🤖 AI Summary
Meta-reinforcement learning (meta-RL) suffers from poor out-of-distribution (OOD) generalization, primarily due to task representations being sensitive to distributional shifts. To address this, we propose a task-aware virtual training framework comprising three key components: (1) a transferable task embedding space built via metric learning; (2) a task-aware virtual task generation mechanism that explicitly enforces representational consistency between training and OOD tasks; and (3) state regularization to mitigate value overestimation under dynamic state distributions. This is the first work to jointly integrate task-aware virtual task construction with state regularization in meta-RL. Evaluated on MuJoCo and MetaWorld benchmarks, our framework achieves an average 23.6% improvement in OOD task performance and a 41% increase in generalization stability, significantly outperforming existing meta-RL methods.
📝 Abstract
Meta reinforcement learning aims to develop policies that generalize to unseen tasks sampled from a task distribution.
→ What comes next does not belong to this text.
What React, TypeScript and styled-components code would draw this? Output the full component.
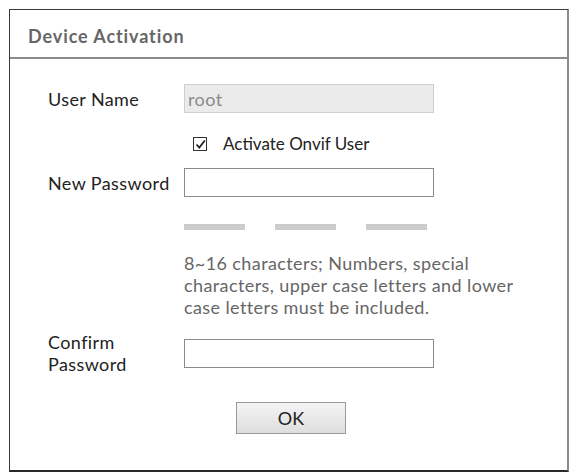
import React, { useState } from 'react'
import styled, { createGlobalStyle } from 'styled-components'

const GlobalStyle = createGlobalStyle`
    html, body {
        margin: 0;
        padding: 0;
        background: #ffffff;
    }
    body {
        font-family: Lato, 'Open Sans', sans-serif;
    }
`

const Page = styled.div`
    padding: 9px 0 0 9px;
`

const Dialog = styled.div`
    width: 557px;
    height: 460px;
    border: 1px solid #3a3a3a;
    border-right: 2px solid #8a8a8a;
    border-bottom: 2px solid #2a2a2a;
    background: #fff;
    display: flex;
    flex-direction: column;
`

const Header = styled.div`
    height: 43px;
    padding: 4px 0 0 18px;
    border-bottom: 2px solid #8c8c8c;
    display: flex;
    align-items: center;
    font-size: 18px;
    font-weight: 700;
    letter-spacing: 0.9px;
    color: #666;
`

const Body = styled.div`
    padding: 25px 0 0 38px;
    display: flex;
    flex-direction: column;
`

const Row = styled.div<{ $mt?: number }>`
    display: grid;
    grid-template-columns: 136px 250px;
    align-items: center;
    margin-top: ${(p) => p.$mt ?? 0}px;
`

const Label = styled.label`
    font-size: 18px;
    letter-spacing: 0.4px;
    color: #222;
    line-height: 22px;
`

const Input = styled.input<{ $disabled?: boolean }>`
    box-sizing: border-box;
    width: 250px;
    height: 29px;
    margin: 0;
    padding: 0 3px;
    border: 1px solid ${(p) => (p.$disabled ? '#cfcfcf' : '#8a8a8a')};
    background: ${(p) => (p.$disabled ? '#ebebeb' : '#fff')};
    color: #8a8a8a;
    font-family: inherit;
    font-size: 18px;
    letter-spacing: 0.4px;
    outline: none;
`

const CheckLine = styled.label`
    grid-column: 1 / -1;
    display: flex;
    align-items: center;
    gap: 16px;
    margin-left: 145px;
    font-size: 17px;
    line-height: 22px;
    color: #222;
    cursor: pointer;
`

const Box = styled.span`
    box-sizing: border-box;
    width: 14px;
    height: 14px;
    border: 1px solid #333;
    display: flex;
    align-items: center;
    justify-content: center;
`

const Bars = styled.div`
    display: flex;
    gap: 30px;
    margin: 27px 0 0 136px;
`

const Bar = styled.div`
    width: 61px;
    height: 6px;
    background: #cccccc;
`

const Hint = styled.div`
    margin: 22px 0 0 136px;
    width: 336px;
    font-size: 18px;
    letter-spacing: 0.4px;
    line-height: 22px;
    color: #666;
`

const Actions = styled.div`
    display: flex;
    margin: 27px 0 0 188px;
`

const OkButton = styled.button`
    width: 110px;
    height: 32px;
    border: 1px solid #9a9a9a;
    background: linear-gradient(#f4f4f4, #dedede);
    font-family: inherit;
    font-size: 18px;
    color: #222;
    padding: 0;
`

export default function App() {
    const [activate, setActivate] = useState(true)

    return (
        <Page>
            <GlobalStyle />
            <Dialog>
                <Header>Device Activation</Header>
                <Body>
                    <Row>
                        <Label>User Name</Label>
                        <Input $disabled value="root" readOnly />
                    </Row>
                    <Row $mt={20}>
                        <CheckLine onClick={() => setActivate(!activate)}>
                            <Box>
                                {activate && (
                                    <svg width="11" height="11" viewBox="0 0 11 11">
                                        <path d="M1.5 5.5 L4.3 8.5 L9.8 1.5" fill="none" stroke="#222" strokeWidth="1.8" />
                                    </svg>
                                )}
                            </Box>
                            Activate Onvif User
                        </CheckLine>
                    </Row>
                    <Row $mt={13}>
                        <Label>New Password</Label>
                        <Input type="password" />
                    </Row>
                    <Bars>
                        <Bar />
                        <Bar />
                        <Bar />
                    </Bars>
                    <Hint>
                        8~16 characters; Numbers, special characters, upper case letters and lower case letters must be included.
                    </Hint>
                    <Row $mt={13}>
                        <Label>
                            Confirm
                            <br />
                            Password
                        </Label>
                        <Input type="password" />
                    </Row>
                    <Actions>
                        <OkButton>OK</OkButton>
                    </Actions>
                </Body>
            </Dialog>
        </Page>
    )
}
While context-based meta-RL methods improve task representation using task latents, they often struggle with out-of-distribution (OOD) tasks. To address this, we propose Task-Aware Virtual Training (TAVT), a novel algorithm that accurately captures task characteristics for both training and OOD scenarios using metric-based representation learning. Our method successfully preserves task characteristics in virtual tasks and employs a state regularization technique to mitigate overestimation errors in state-varying environments. Numerical results demonstrate that TAVT significantly enhances generalization to OOD tasks across various MuJoCo and MetaWorld environments.